═══ Provided data

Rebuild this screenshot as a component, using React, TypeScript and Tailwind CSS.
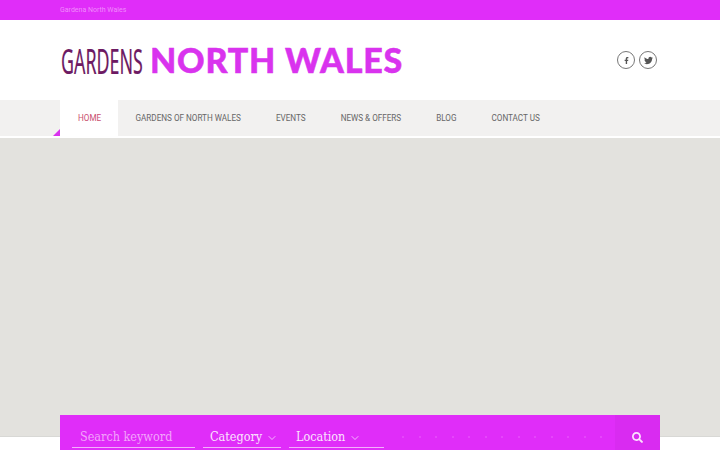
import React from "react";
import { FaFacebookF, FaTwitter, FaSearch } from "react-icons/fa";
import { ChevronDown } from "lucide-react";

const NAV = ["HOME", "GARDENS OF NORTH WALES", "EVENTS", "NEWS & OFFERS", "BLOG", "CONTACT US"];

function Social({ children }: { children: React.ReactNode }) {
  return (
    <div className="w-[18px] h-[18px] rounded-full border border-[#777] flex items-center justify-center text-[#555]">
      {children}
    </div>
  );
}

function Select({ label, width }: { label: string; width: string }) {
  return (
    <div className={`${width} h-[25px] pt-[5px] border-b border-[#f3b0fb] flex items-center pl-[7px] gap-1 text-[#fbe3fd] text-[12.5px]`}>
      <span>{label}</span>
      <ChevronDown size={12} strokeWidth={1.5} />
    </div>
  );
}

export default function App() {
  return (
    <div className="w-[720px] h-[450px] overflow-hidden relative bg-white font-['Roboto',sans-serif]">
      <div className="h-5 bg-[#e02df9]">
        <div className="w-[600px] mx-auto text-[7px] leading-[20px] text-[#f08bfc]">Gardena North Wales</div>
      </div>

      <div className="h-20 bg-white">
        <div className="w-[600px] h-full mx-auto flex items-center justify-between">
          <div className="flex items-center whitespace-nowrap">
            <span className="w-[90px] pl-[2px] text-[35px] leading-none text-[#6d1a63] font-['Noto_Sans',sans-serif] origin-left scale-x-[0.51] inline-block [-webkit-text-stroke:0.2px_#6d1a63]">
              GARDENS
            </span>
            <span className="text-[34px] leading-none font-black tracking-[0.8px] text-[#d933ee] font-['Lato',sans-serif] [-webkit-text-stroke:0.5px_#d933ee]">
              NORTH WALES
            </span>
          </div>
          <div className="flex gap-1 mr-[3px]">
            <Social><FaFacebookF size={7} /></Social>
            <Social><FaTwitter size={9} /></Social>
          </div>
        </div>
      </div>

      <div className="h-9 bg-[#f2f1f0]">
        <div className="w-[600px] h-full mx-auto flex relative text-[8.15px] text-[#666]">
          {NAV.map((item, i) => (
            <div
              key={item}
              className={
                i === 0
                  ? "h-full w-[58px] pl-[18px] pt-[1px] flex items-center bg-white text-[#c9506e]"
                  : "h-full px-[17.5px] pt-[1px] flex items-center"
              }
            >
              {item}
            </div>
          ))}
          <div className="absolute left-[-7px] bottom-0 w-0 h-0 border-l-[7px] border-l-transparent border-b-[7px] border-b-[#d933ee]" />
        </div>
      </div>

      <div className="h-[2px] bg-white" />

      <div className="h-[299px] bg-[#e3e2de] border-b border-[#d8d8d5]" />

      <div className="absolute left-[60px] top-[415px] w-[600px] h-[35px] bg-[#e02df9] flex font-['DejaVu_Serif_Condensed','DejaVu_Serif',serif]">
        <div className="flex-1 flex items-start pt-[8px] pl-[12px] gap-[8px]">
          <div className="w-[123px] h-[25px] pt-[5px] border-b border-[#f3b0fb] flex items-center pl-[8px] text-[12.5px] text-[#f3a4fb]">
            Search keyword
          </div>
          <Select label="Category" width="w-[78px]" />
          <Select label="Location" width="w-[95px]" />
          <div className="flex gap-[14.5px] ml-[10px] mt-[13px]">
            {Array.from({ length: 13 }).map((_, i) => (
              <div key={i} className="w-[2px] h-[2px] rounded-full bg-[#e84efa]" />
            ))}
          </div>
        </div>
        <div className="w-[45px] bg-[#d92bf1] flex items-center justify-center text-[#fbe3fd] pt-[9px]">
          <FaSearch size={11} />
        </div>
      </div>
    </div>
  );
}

══════

Prompt:
Return each line from the material above exactly, but not the pictures.

Reply to the exercise:
Rebuild this screenshot as a component, using React, TypeScript and Tailwind CSS.
import React from "react";
import { FaFacebookF, FaTwitter, FaSearch } from "react-icons/fa";
import { ChevronDown } from "lucide-react";

const NAV = ["HOME", "GARDENS OF NORTH WALES", "EVENTS", "NEWS & OFFERS", "BLOG", "CONTACT US"];

function Social({ children }: { children: React.ReactNode }) {
  return (
    <div className="w-[18px] h-[18px] rounded-full border border-[#777] flex items-center justify-center text-[#555]">
      {children}
    </div>
  );
}

function Select({ label, width }: { label: string; width: string }) {
  return (
    <div className={`${width} h-[25px] pt-[5px] border-b border-[#f3b0fb] flex items-center pl-[7px] gap-1 text-[#fbe3fd] text-[12.5px]`}>
      <span>{label}</span>
      <ChevronDown size={12} strokeWidth={1.5} />
    </div>
  );
}

export default function App() {
  return (
    <div className="w-[720px] h-[450px] overflow-hidden relative bg-white font-['Roboto',sans-serif]">
      <div className="h-5 bg-[#e02df9]">
        <div className="w-[600px] mx-auto text-[7px] leading-[20px] text-[#f08bfc]">Gardena North Wales</div>
      </div>

      <div className="h-20 bg-white">
        <div className="w-[600px] h-full mx-auto flex items-center justify-between">
          <div className="flex items-center whitespace-nowrap">
            <span className="w-[90px] pl-[2px] text-[35px] leading-none text-[#6d1a63] font-['Noto_Sans',sans-serif] origin-left scale-x-[0.51] inline-block [-webkit-text-stroke:0.2px_#6d1a63]">
              GARDENS
            </span>
            <span className="text-[34px] leading-none font-black tracking-[0.8px] text-[#d933ee] font-['Lato',sans-serif] [-webkit-text-stroke:0.5px_#d933ee]">
              NORTH WALES
            </span>
          </div>
          <div className="flex gap-1 mr-[3px]">
            <Social><FaFacebookF size={7} /></Social>
            <Social><FaTwitter size={9} /></Social>
          </div>
        </div>
      </div>

      <div className="h-9 bg-[#f2f1f0]">
        <div className="w-[600px] h-full mx-auto flex relative text-[8.15px] text-[#666]">
          {NAV.map((item, i) => (
            <div
              key={item}
              className={
                i === 0
                  ? "h-full w-[58px] pl-[18px] pt-[1px] flex items-center bg-white text-[#c9506e]"
                  : "h-full px-[17.5px] pt-[1px] flex items-center"
              }
            >
              {item}
            </div>
          ))}
          <div className="absolute left-[-7px] bottom-0 w-0 h-0 border-l-[7px] border-l-transparent border-b-[7px] border-b-[#d933ee]" />
        </div>
      </div>

      <div className="h-[2px] bg-white" />

      <div className="h-[299px] bg-[#e3e2de] border-b border-[#d8d8d5]" />

      <div className="absolute left-[60px] top-[415px] w-[600px] h-[35px] bg-[#e02df9] flex font-['DejaVu_Serif_Condensed','DejaVu_Serif',serif]">
        <div className="flex-1 flex items-start pt-[8px] pl-[12px] gap-[8px]">
          <div className="w-[123px] h-[25px] pt-[5px] border-b border-[#f3b0fb] flex items-center pl-[8px] text-[12.5px] text-[#f3a4fb]">
            Search keyword
          </div>
          <Select label="Category" width="w-[78px]" />
          <Select label="Location" width="w-[95px]" />
          <div className="flex gap-[14.5px] ml-[10px] mt-[13px]">
            {Array.from({ length: 13 }).map((_, i) => (
              <div key={i} className="w-[2px] h-[2px] rounded-full bg-[#e84efa]" />
            ))}
          </div>
        </div>
        <div className="w-[45px] bg-[#d92bf1] flex items-center justify-center text-[#fbe3fd] pt-[9px]">
          <FaSearch size={11} />
        </div>
      </div>
    </div>
  );
}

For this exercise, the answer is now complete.